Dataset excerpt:
Start
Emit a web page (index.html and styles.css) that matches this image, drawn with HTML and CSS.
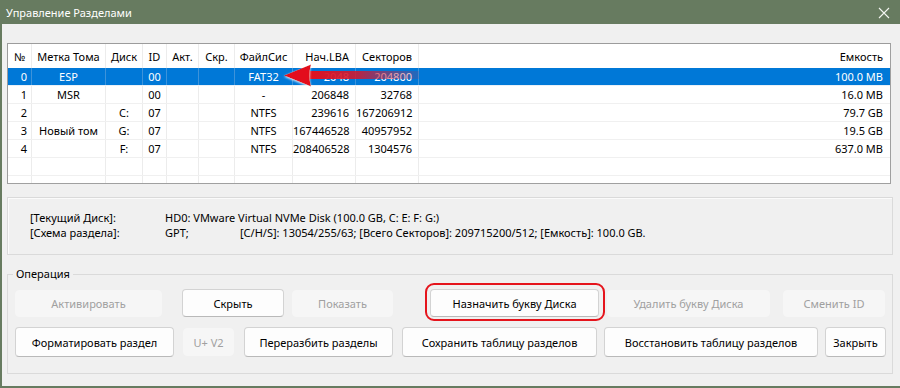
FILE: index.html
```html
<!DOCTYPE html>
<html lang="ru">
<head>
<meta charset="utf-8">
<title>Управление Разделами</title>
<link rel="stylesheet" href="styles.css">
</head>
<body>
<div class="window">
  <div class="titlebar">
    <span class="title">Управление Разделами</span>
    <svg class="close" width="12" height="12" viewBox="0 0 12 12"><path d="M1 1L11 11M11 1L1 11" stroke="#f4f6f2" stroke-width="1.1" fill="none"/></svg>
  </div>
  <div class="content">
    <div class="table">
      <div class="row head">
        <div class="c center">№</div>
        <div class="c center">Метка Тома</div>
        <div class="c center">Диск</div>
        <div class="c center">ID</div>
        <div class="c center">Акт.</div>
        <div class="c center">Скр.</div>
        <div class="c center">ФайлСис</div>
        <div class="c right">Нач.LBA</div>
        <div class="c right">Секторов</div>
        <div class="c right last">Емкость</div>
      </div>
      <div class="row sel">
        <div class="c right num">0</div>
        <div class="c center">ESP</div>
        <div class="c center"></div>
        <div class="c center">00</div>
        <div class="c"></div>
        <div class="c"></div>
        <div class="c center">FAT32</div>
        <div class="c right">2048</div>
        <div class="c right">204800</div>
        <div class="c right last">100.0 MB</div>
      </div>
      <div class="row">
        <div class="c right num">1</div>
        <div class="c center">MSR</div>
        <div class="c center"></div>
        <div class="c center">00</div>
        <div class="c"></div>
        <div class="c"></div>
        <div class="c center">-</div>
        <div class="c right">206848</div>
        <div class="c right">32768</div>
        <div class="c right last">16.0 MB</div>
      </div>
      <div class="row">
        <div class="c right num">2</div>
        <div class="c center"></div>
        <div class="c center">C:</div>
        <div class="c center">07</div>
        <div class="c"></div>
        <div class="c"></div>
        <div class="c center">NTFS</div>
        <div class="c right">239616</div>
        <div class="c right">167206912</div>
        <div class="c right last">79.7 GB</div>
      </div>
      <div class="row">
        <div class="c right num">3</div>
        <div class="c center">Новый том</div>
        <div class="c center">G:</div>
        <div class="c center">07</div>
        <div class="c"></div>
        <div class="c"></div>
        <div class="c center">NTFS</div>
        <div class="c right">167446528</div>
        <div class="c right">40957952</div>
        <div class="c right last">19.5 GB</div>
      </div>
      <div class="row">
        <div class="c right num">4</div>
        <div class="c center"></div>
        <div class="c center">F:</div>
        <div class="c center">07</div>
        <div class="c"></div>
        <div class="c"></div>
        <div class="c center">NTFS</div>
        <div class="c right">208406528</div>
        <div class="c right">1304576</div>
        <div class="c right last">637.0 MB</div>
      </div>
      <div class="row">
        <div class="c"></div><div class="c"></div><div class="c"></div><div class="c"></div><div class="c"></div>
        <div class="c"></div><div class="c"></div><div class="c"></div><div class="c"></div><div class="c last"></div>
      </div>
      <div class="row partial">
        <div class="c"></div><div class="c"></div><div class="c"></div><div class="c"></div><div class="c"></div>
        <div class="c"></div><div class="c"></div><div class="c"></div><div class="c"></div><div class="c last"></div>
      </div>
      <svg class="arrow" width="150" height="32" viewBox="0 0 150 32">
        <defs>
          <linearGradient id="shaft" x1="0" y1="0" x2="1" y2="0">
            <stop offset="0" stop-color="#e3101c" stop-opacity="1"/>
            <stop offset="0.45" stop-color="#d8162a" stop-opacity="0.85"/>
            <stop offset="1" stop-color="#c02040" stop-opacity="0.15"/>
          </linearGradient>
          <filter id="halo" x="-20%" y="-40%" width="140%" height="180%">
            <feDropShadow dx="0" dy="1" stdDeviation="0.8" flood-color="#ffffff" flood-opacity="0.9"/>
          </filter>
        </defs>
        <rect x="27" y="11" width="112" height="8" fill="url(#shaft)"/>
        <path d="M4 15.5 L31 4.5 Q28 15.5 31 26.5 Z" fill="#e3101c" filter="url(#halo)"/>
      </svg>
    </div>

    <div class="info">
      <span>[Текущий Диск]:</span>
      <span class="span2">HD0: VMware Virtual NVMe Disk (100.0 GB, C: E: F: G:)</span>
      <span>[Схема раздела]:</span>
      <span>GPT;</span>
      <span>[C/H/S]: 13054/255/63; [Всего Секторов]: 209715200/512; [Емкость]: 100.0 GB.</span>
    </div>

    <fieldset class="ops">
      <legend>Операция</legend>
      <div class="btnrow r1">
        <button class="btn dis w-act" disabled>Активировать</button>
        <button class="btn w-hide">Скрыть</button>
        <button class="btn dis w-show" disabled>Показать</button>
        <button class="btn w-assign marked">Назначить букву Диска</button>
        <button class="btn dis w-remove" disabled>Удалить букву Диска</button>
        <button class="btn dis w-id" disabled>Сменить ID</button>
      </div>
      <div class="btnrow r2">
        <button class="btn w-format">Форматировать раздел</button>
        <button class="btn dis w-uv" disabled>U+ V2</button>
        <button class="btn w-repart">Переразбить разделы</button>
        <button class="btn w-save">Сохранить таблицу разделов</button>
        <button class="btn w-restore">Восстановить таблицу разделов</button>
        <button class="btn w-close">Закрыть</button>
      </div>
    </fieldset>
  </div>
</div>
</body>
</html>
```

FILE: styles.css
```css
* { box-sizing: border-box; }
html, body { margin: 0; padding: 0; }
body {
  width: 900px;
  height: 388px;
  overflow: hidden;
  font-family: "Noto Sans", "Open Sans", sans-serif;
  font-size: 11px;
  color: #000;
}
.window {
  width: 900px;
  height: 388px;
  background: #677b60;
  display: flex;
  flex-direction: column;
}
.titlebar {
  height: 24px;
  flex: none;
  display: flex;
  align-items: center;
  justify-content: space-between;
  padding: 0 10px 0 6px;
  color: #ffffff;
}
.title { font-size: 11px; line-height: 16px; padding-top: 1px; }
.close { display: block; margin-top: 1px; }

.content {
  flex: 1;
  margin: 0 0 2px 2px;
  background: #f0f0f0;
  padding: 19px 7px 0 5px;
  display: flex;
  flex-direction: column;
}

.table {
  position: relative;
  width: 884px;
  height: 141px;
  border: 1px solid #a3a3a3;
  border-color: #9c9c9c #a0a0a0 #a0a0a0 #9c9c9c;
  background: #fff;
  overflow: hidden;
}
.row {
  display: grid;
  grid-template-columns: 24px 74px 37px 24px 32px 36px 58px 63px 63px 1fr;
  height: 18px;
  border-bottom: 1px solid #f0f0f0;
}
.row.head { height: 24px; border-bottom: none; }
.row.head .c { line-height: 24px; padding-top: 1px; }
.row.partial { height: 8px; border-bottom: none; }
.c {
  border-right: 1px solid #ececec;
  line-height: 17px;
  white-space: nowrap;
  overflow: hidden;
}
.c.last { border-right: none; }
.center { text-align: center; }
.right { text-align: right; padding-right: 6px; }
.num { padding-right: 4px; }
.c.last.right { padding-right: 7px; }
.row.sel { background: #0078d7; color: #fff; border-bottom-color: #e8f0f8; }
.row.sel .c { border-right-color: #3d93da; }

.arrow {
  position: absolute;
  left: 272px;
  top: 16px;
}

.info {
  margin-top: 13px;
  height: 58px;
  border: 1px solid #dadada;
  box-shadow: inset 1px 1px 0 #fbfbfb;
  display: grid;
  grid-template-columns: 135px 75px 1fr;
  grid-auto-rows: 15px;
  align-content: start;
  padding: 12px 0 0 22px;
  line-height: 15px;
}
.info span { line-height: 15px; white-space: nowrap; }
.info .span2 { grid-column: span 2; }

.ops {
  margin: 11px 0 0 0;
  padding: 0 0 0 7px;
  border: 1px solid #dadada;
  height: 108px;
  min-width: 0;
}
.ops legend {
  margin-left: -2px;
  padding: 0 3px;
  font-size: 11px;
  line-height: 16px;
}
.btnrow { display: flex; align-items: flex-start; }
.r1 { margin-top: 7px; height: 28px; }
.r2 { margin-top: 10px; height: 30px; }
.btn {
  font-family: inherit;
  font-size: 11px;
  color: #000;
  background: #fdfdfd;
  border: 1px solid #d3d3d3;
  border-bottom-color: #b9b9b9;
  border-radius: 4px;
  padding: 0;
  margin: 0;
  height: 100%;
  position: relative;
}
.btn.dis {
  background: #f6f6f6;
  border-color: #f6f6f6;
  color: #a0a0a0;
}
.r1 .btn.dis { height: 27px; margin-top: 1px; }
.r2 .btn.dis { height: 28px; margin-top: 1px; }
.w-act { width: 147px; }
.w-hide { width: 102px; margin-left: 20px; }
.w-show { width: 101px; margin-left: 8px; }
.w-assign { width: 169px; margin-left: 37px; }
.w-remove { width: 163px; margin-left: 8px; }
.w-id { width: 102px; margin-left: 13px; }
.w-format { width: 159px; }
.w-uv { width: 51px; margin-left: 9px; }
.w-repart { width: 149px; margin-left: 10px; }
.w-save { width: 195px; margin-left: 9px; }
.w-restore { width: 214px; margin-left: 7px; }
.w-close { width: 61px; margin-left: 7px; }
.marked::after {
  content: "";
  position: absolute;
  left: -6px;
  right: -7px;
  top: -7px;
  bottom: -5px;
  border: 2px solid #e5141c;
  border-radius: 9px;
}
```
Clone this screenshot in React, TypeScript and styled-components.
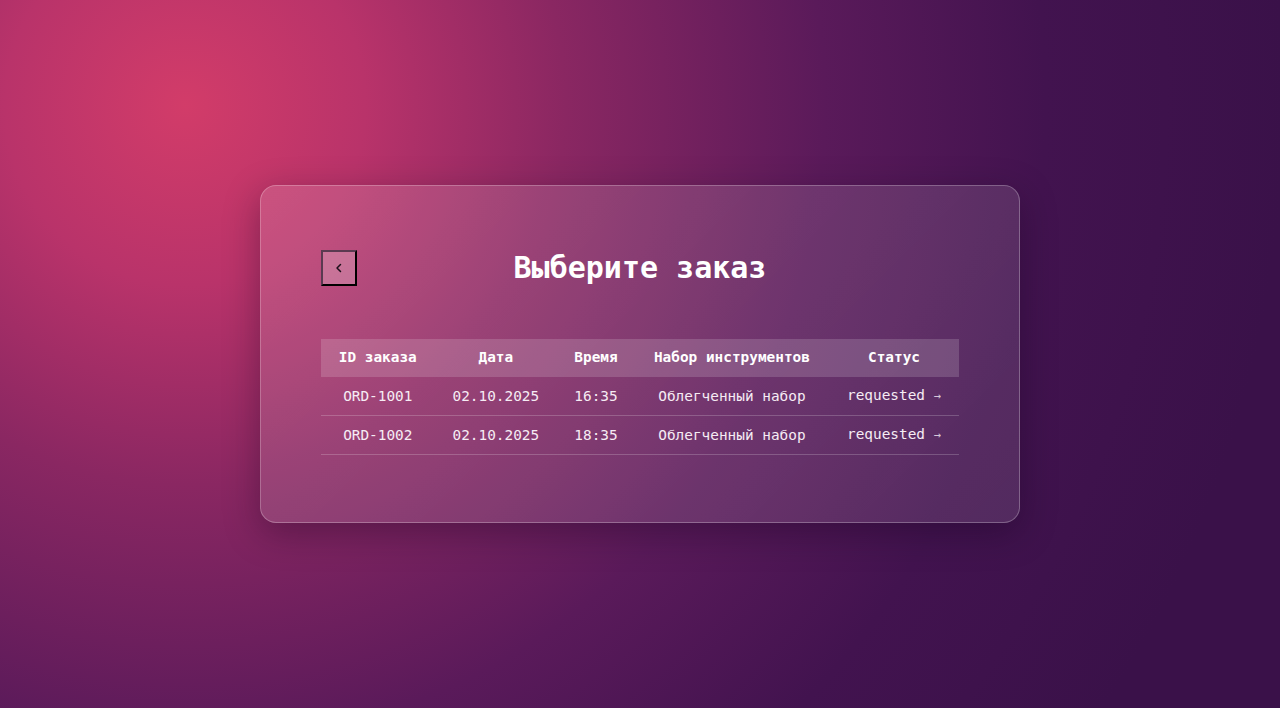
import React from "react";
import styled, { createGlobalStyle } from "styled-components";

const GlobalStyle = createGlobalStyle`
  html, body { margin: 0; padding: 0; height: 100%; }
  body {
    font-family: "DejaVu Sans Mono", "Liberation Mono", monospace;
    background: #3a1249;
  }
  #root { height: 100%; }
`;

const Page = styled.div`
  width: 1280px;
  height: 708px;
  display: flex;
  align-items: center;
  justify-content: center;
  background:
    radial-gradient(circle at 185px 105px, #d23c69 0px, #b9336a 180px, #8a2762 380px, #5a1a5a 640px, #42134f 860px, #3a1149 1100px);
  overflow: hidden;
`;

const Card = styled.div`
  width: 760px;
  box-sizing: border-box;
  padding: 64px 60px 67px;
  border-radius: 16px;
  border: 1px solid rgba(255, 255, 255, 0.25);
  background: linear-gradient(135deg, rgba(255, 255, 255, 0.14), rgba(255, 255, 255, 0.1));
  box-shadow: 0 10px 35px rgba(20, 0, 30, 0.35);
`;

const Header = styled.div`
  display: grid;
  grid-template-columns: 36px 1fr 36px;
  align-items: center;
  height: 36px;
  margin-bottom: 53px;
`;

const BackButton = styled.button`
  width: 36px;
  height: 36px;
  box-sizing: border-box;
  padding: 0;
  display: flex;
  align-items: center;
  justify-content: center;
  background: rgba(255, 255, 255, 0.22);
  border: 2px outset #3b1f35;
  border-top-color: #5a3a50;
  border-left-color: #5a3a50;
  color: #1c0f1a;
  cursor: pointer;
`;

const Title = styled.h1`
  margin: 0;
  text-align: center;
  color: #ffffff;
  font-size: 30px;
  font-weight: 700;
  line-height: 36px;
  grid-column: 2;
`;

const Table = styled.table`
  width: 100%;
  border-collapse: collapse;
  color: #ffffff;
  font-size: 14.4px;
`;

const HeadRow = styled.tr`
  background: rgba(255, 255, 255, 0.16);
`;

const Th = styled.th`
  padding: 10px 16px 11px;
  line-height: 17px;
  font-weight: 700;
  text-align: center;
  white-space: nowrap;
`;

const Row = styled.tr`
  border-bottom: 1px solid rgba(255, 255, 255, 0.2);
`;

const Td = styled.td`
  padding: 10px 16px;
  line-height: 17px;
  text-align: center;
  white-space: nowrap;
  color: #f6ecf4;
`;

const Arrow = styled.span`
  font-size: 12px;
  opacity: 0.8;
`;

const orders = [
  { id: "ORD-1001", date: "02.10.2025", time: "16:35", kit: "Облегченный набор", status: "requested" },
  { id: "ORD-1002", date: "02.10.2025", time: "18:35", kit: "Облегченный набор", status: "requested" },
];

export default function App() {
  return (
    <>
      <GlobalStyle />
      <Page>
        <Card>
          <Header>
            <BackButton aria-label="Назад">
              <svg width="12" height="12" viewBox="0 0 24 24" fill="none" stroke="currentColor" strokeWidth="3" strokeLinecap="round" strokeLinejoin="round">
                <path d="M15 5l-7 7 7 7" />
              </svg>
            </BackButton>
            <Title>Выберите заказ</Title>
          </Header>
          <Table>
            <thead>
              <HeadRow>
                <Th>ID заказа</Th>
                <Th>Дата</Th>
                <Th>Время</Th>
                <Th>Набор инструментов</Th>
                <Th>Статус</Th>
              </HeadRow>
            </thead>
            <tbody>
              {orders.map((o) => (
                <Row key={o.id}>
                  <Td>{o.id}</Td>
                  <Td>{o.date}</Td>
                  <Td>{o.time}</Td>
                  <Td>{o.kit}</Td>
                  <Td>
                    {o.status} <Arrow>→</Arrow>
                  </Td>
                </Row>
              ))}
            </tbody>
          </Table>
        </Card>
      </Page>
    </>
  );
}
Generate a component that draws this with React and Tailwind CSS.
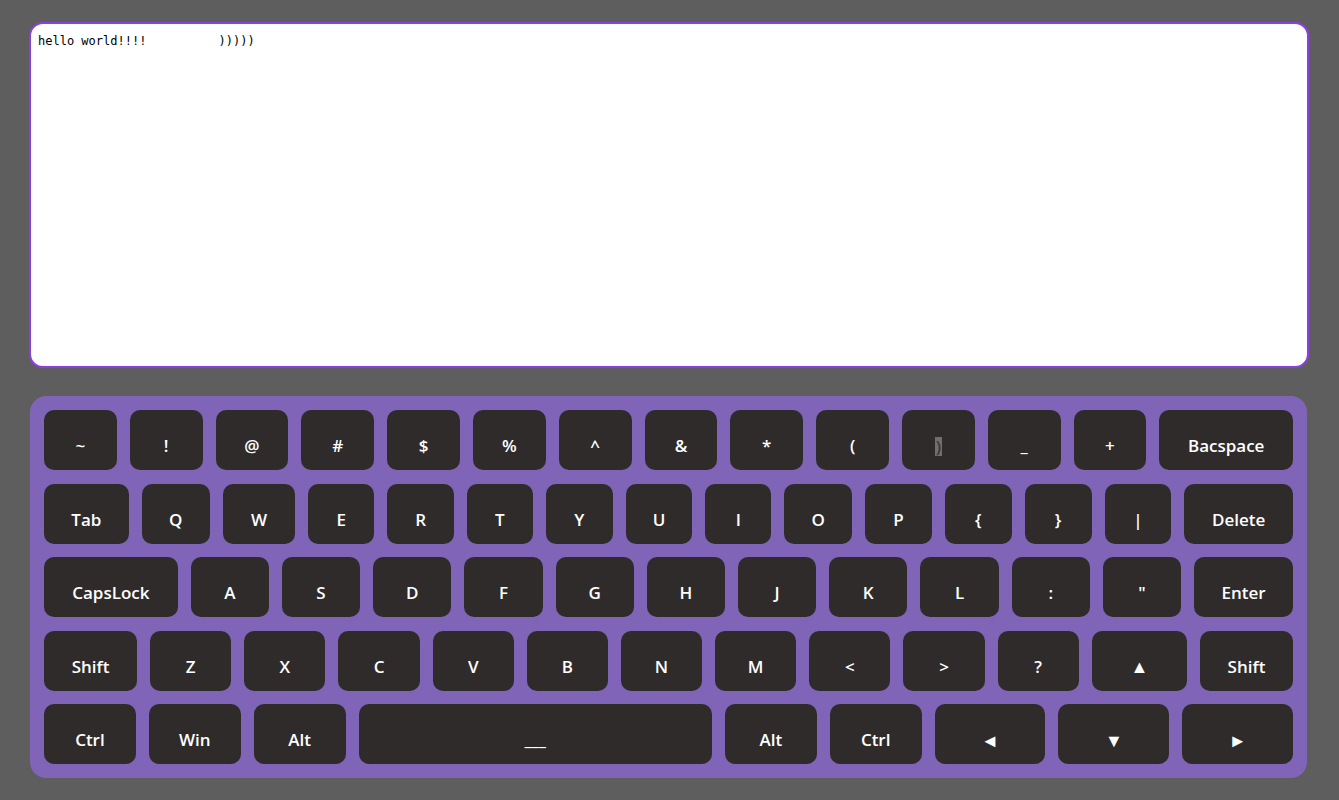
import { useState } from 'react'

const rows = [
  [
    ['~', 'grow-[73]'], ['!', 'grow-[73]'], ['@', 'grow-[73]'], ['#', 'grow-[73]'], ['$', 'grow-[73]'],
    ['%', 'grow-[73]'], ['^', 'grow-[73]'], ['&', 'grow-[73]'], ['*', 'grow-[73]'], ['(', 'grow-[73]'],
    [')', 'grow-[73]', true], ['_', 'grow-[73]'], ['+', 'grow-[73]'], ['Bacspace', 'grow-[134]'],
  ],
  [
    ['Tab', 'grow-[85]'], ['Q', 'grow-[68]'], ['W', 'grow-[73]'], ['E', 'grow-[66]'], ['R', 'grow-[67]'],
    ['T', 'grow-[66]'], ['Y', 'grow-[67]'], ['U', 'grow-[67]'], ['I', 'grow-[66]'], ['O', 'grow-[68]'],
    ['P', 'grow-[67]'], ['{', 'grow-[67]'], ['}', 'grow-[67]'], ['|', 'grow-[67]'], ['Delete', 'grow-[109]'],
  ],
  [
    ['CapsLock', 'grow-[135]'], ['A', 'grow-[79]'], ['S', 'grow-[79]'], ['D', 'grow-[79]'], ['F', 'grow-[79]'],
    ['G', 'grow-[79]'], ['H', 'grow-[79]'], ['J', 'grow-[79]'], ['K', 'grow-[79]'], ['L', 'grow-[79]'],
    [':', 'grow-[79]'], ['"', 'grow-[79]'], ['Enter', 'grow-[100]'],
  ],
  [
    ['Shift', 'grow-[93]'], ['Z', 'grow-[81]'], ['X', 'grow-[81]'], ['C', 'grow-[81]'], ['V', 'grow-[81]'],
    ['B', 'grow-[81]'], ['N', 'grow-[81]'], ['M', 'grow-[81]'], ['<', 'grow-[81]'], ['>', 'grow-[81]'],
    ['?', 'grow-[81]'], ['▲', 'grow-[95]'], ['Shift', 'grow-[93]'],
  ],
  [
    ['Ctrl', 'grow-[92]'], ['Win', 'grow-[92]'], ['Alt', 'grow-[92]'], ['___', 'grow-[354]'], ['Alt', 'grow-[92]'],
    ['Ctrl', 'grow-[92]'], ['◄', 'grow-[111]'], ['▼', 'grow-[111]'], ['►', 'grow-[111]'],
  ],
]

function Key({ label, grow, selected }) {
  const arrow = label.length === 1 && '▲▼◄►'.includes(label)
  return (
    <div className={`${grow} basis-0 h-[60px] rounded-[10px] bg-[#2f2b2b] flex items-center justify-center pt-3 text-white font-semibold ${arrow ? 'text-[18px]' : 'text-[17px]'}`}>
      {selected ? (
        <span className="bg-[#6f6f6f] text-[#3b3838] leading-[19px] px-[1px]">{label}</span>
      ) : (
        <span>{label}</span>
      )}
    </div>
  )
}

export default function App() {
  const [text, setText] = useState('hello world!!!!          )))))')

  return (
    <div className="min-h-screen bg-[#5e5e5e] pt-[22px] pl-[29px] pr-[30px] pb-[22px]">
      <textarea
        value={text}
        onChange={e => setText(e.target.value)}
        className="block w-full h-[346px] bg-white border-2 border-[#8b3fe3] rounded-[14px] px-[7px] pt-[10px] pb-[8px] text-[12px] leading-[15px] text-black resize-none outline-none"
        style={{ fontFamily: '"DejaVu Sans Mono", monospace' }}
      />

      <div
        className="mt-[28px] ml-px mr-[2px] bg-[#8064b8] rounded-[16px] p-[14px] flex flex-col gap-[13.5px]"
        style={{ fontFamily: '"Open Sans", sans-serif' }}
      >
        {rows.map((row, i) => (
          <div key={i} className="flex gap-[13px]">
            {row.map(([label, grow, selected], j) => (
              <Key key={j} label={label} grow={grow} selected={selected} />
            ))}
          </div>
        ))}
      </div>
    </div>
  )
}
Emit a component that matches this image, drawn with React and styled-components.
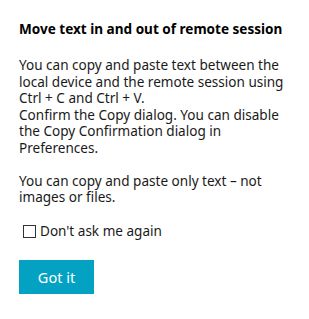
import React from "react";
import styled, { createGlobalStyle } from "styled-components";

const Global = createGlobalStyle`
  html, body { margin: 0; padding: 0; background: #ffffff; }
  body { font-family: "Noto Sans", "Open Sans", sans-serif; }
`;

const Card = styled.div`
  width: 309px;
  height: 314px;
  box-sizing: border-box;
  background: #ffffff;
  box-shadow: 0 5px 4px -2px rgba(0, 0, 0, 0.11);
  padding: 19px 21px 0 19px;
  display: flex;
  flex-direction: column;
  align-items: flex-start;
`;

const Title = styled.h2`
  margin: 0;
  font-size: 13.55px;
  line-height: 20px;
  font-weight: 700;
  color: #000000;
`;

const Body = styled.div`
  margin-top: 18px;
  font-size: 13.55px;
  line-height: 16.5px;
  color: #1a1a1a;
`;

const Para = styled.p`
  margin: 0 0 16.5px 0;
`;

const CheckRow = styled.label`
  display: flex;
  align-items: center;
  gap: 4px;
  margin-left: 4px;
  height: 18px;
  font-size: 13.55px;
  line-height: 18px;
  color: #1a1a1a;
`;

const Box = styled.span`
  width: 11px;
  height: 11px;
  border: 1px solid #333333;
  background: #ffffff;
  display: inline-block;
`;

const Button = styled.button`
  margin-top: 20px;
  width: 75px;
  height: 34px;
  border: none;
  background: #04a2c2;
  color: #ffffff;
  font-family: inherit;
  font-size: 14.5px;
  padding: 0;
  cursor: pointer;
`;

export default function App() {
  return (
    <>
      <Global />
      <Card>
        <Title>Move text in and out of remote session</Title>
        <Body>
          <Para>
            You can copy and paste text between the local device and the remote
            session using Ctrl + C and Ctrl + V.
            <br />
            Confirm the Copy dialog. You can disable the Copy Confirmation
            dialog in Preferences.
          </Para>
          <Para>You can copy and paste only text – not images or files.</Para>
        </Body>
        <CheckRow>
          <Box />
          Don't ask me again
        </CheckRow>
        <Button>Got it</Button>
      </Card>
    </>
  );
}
End
Read through the entries and copy every line that includes "with".

Emit a web page (index.html and styles.css) that matches this image, drawn with HTML and CSS.
Generate a component that draws this with React and Tailwind CSS.
Emit a component that matches this image, drawn with React and styled-components.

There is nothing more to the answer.